Here is the task for the listing below: output exactly the lines from the one containing "Recreate this image" through the one containing "import React from", and leave out the pictures.
====== Dataset ======
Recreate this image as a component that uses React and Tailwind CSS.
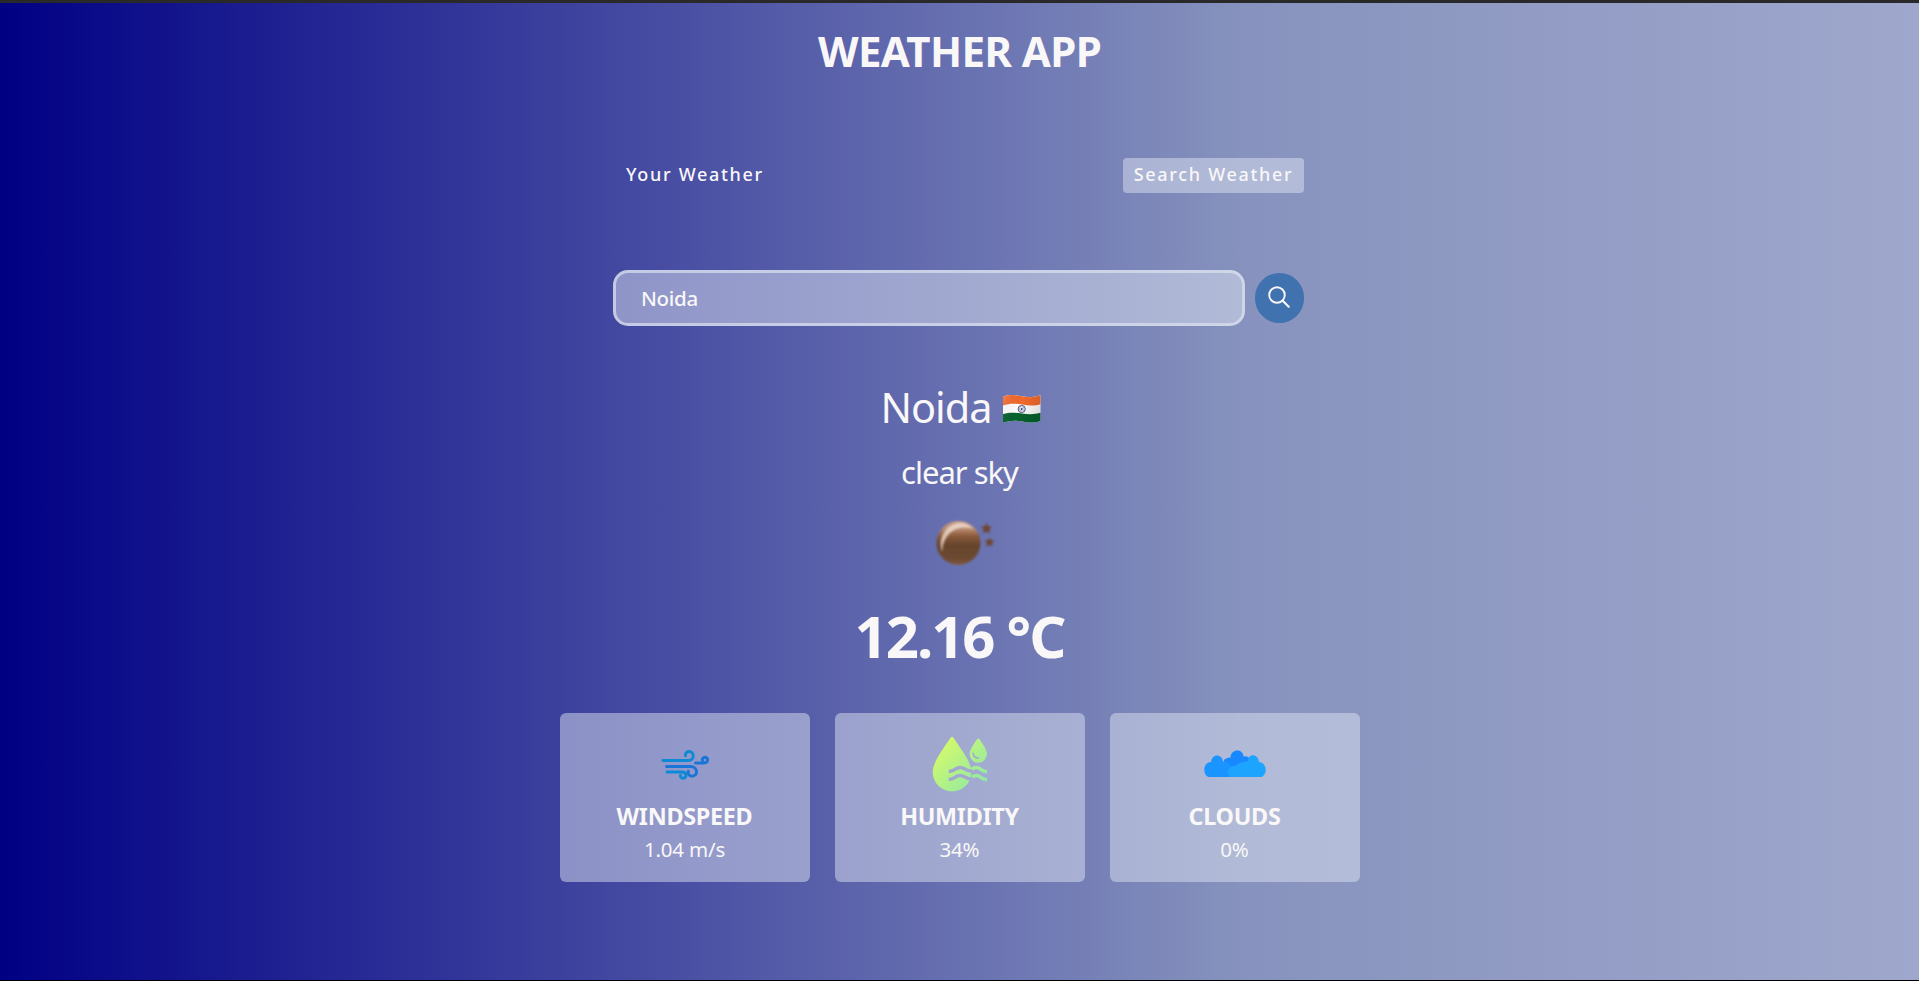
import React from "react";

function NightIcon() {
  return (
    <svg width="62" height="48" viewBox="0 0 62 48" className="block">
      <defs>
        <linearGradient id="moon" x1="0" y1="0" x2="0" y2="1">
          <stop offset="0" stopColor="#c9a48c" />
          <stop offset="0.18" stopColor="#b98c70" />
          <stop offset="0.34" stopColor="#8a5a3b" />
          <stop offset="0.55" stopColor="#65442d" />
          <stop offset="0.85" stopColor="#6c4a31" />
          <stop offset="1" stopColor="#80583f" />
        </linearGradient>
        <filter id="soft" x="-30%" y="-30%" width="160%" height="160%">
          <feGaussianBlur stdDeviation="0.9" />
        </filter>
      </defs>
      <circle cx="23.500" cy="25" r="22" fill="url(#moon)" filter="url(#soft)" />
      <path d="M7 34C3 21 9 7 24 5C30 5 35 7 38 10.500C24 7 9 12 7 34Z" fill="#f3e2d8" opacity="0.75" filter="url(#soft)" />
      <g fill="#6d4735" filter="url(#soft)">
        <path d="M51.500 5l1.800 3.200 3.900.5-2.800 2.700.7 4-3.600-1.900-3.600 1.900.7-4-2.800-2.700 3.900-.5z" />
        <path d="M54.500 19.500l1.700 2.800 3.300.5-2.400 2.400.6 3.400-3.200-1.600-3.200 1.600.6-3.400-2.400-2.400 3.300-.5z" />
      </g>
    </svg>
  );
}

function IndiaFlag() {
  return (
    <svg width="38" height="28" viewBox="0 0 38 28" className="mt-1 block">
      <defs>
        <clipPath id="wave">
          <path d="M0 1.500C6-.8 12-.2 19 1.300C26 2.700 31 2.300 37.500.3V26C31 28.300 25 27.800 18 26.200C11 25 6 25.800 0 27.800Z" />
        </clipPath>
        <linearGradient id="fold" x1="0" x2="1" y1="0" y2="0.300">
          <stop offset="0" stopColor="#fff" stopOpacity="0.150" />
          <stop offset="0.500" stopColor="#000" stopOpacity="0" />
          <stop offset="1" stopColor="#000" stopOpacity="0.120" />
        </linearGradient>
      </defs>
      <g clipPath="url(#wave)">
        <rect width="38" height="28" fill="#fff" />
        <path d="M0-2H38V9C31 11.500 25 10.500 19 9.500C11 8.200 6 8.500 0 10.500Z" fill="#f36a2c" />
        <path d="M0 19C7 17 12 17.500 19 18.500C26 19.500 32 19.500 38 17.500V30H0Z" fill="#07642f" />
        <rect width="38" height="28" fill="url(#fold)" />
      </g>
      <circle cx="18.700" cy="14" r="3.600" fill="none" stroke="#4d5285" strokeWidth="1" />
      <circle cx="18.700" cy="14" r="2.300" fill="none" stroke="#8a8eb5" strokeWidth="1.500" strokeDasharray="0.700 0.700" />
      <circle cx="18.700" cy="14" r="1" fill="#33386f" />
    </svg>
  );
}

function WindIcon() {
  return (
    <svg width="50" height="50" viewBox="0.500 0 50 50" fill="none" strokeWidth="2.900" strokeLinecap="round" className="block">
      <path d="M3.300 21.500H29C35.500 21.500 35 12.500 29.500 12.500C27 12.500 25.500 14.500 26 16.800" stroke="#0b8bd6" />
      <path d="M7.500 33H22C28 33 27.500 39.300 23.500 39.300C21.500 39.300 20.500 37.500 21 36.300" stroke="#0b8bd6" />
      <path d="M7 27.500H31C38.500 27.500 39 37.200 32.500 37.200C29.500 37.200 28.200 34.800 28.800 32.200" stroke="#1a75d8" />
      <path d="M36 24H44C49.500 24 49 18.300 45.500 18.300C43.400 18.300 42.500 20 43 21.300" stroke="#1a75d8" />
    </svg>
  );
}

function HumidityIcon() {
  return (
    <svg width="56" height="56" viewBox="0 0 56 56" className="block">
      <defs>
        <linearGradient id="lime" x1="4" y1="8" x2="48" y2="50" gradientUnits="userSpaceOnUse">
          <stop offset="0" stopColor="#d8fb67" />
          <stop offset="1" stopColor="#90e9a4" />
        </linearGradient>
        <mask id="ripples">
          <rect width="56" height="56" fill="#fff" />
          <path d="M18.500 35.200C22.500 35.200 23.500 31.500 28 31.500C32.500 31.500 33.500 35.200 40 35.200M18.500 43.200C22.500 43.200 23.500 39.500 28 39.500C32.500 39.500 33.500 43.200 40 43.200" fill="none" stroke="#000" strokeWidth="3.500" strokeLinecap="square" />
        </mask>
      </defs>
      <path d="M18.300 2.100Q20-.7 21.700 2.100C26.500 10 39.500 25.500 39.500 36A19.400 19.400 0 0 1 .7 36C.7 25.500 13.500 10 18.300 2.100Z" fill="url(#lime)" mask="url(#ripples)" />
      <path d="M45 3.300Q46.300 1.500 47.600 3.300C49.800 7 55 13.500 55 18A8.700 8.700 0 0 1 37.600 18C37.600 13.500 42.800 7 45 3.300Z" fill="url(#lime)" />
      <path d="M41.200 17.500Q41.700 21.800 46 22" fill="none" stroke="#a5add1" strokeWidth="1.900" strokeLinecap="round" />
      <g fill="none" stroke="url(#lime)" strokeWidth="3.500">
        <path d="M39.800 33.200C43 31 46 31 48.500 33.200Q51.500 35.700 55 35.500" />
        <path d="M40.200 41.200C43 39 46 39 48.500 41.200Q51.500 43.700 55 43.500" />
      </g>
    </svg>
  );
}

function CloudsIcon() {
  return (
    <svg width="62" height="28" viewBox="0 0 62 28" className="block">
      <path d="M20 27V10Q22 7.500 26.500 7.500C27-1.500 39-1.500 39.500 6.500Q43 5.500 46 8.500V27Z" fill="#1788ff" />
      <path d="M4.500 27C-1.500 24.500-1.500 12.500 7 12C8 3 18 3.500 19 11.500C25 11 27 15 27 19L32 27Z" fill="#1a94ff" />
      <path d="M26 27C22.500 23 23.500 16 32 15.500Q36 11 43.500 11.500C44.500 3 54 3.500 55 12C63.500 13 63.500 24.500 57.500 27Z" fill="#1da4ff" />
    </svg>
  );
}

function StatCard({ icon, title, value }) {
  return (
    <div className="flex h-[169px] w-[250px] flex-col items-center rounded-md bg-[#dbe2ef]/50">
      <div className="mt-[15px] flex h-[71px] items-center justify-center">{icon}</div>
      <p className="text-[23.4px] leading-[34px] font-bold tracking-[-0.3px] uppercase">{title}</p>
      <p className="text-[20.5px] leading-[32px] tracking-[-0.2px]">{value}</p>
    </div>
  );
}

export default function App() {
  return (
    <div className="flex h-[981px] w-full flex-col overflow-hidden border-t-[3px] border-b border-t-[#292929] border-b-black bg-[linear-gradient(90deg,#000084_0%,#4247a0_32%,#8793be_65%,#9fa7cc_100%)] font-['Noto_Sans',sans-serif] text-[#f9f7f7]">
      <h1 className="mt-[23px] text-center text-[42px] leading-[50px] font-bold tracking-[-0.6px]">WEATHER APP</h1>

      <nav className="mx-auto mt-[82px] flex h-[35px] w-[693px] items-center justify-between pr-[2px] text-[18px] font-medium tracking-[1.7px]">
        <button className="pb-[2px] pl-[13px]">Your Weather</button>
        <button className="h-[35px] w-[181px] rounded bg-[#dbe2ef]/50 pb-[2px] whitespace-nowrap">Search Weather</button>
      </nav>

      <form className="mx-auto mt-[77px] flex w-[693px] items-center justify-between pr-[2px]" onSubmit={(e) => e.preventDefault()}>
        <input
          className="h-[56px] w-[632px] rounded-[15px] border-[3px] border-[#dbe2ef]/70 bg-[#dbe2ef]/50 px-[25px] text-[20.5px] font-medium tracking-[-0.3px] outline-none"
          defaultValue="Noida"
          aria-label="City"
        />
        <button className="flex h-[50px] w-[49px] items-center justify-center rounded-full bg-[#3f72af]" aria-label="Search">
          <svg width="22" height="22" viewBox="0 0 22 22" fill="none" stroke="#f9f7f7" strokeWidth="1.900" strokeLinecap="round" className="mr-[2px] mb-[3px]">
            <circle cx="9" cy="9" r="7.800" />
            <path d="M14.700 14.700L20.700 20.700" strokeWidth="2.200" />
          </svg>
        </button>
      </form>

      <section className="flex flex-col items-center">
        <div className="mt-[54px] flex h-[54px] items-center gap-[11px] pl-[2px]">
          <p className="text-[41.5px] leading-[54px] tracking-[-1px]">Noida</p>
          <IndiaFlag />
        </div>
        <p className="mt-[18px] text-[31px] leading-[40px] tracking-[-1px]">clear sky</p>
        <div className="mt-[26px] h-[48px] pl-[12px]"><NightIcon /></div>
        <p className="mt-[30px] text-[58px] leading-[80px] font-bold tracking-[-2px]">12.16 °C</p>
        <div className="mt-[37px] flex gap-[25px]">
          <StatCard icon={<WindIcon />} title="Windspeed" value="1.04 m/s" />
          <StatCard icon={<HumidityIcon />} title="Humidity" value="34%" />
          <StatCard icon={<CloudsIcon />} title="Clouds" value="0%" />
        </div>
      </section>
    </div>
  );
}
======
====== Dataset ======
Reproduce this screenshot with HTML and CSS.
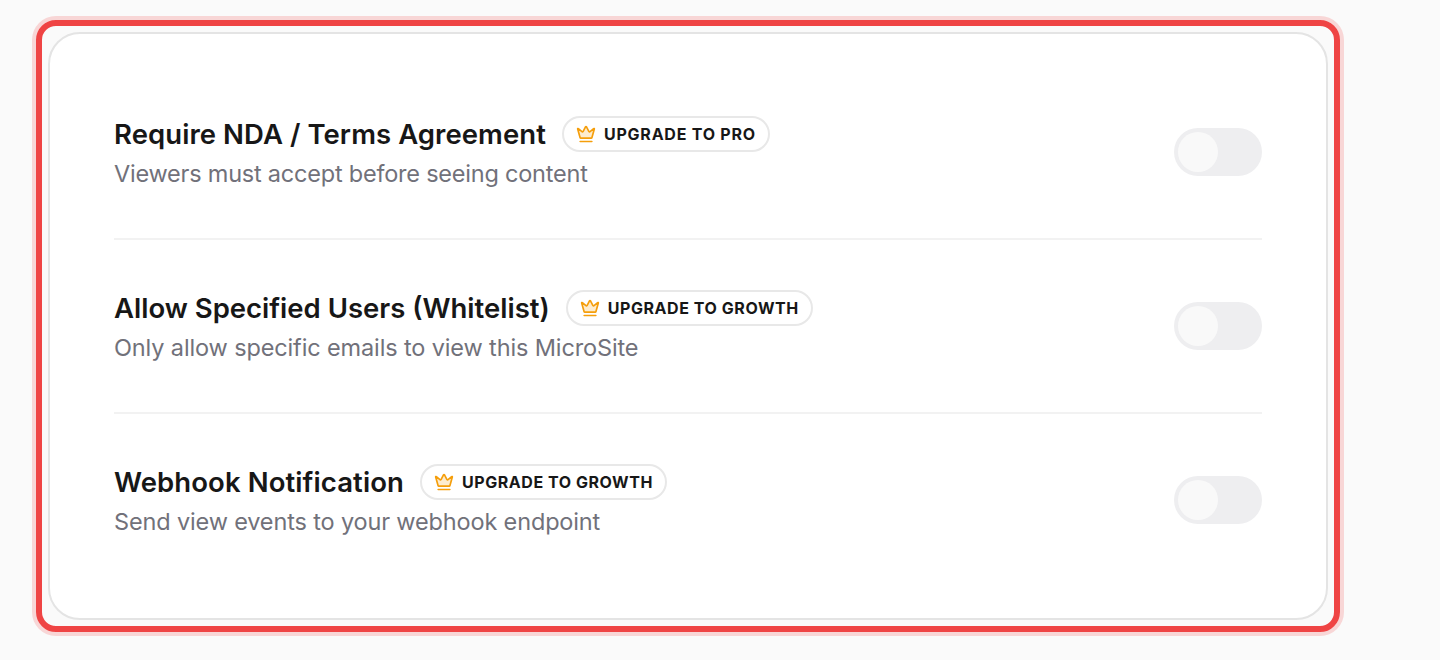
======
**Solution to the exercise**
Recreate this image as a component that uses React and Tailwind CSS.
import React from "react";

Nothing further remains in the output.